What does a future-ready local SEO strategy include?
A strong local SEO strategy connects the profile, website and wider search presence.
First, your website must support the services shown on your profile. Thin or generic service pages make it harder for customers and search engines to understand what you do. A wider SEO strategy should strengthen service pages, internal links, technical performance and local relevance.
Second, your content should answer the questions customers ask before they call. That is where content marketing supports both people and search engines. Useful local guides, service explainers and comparison content can turn uncertainty into action.
Third, paid visibility can support organic work when speed matters. For launches, seasonal demand or competitive areas, Google Ads management can help capture demand while local SEO builds authority.
Finally, measure the actions that matter: calls, direction requests, website clicks, booked jobs, qualified enquiries and revenue. Rankings are useful, but growth comes from the right customers choosing you.
Visibility is only useful when it becomes enquiries
Google Business Profiles will remain central to local SEO in 2026, but the standard is higher. Customers are checking more signals, Google is enforcing stronger review policies, and AI tools are turning business information into instant recommendations.

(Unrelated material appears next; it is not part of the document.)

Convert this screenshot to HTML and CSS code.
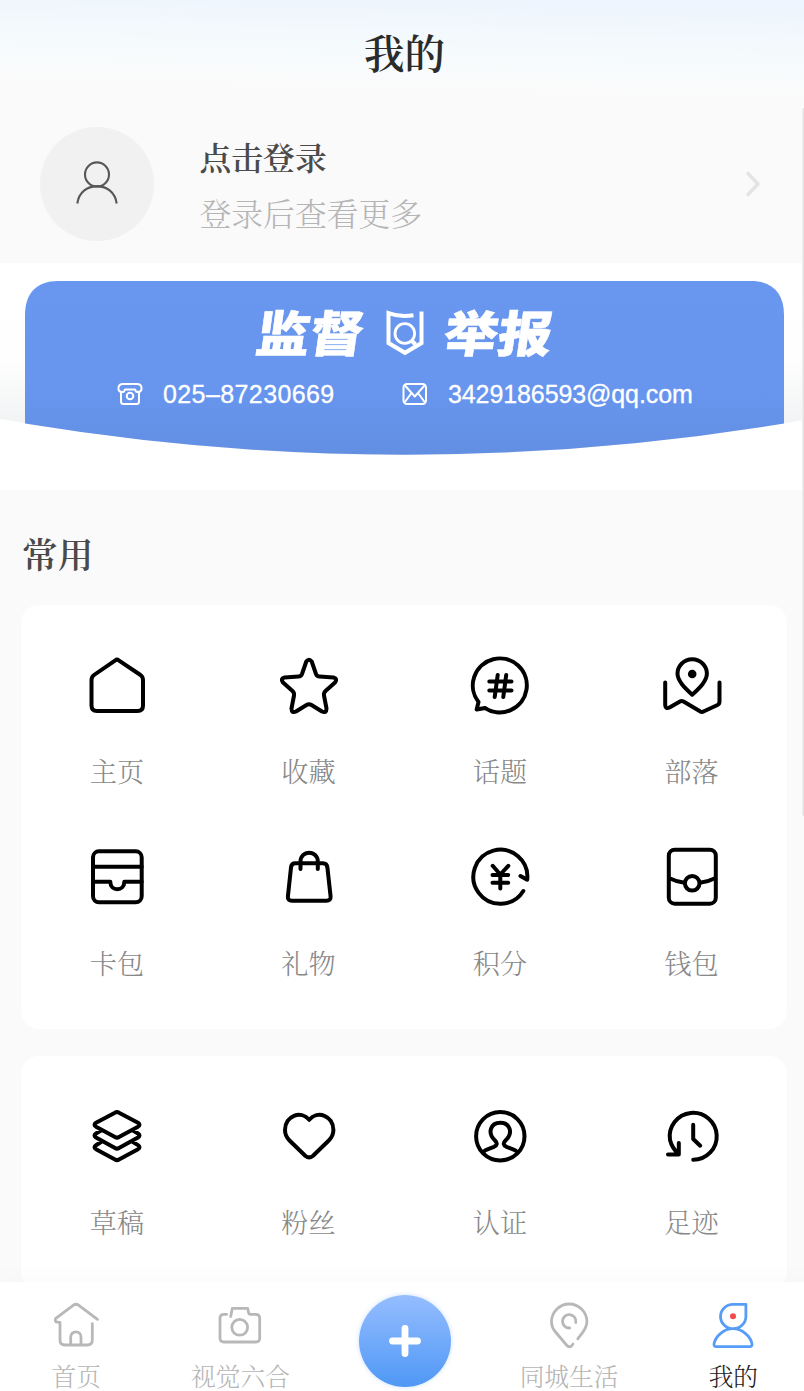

The businesses that win will not be the ones trying to game the system. They will be the ones that are accurate, active, trusted and easy to contact. If your Google Business Profile is not generating the right enquiries, the issue may not be one setting. It may be the way your profile, website, reviews and wider search presence work together.
Ready to improve your local visibility?
With 50+ years of collective experience and a focus on service-based businesses across the UK, we build local visibility around what matters most: consistent enquiries and measurable growth.
Call us on 0800 772 0022 or email hello@makemelocal.com to discuss how we can help your business become easier to find, easier to trust and easier to choose.
Frequently Asked Questions
What is the most important factor for an optimised Google Business Profile in 2026?
One of the most important controllable factors is accuracy. Your category, services, contact details, hours, reviews and website should all clearly support what your business does and where it operates.
Do reviews still affect local SEO?
Yes. Reviews help customers decide and can support prominence in local search. They must be genuine, unbiased and based on real customer experiences.
How does AI affect local SEO?
AI tools rely on clear, trusted source information. Consistent business details, helpful content, reviews and structured website information make your business easier to understand and recommend.
How often should a Google Business Profile be updated?
Review the profile monthly. Update hours, services, photos, posts, FAQs and review responses whenever something changes.
Is a Google Business Profile enough without a website?
No. A strong profile helps visibility, but your website gives customers deeper evidence, service detail, conversion routes and supporting authority.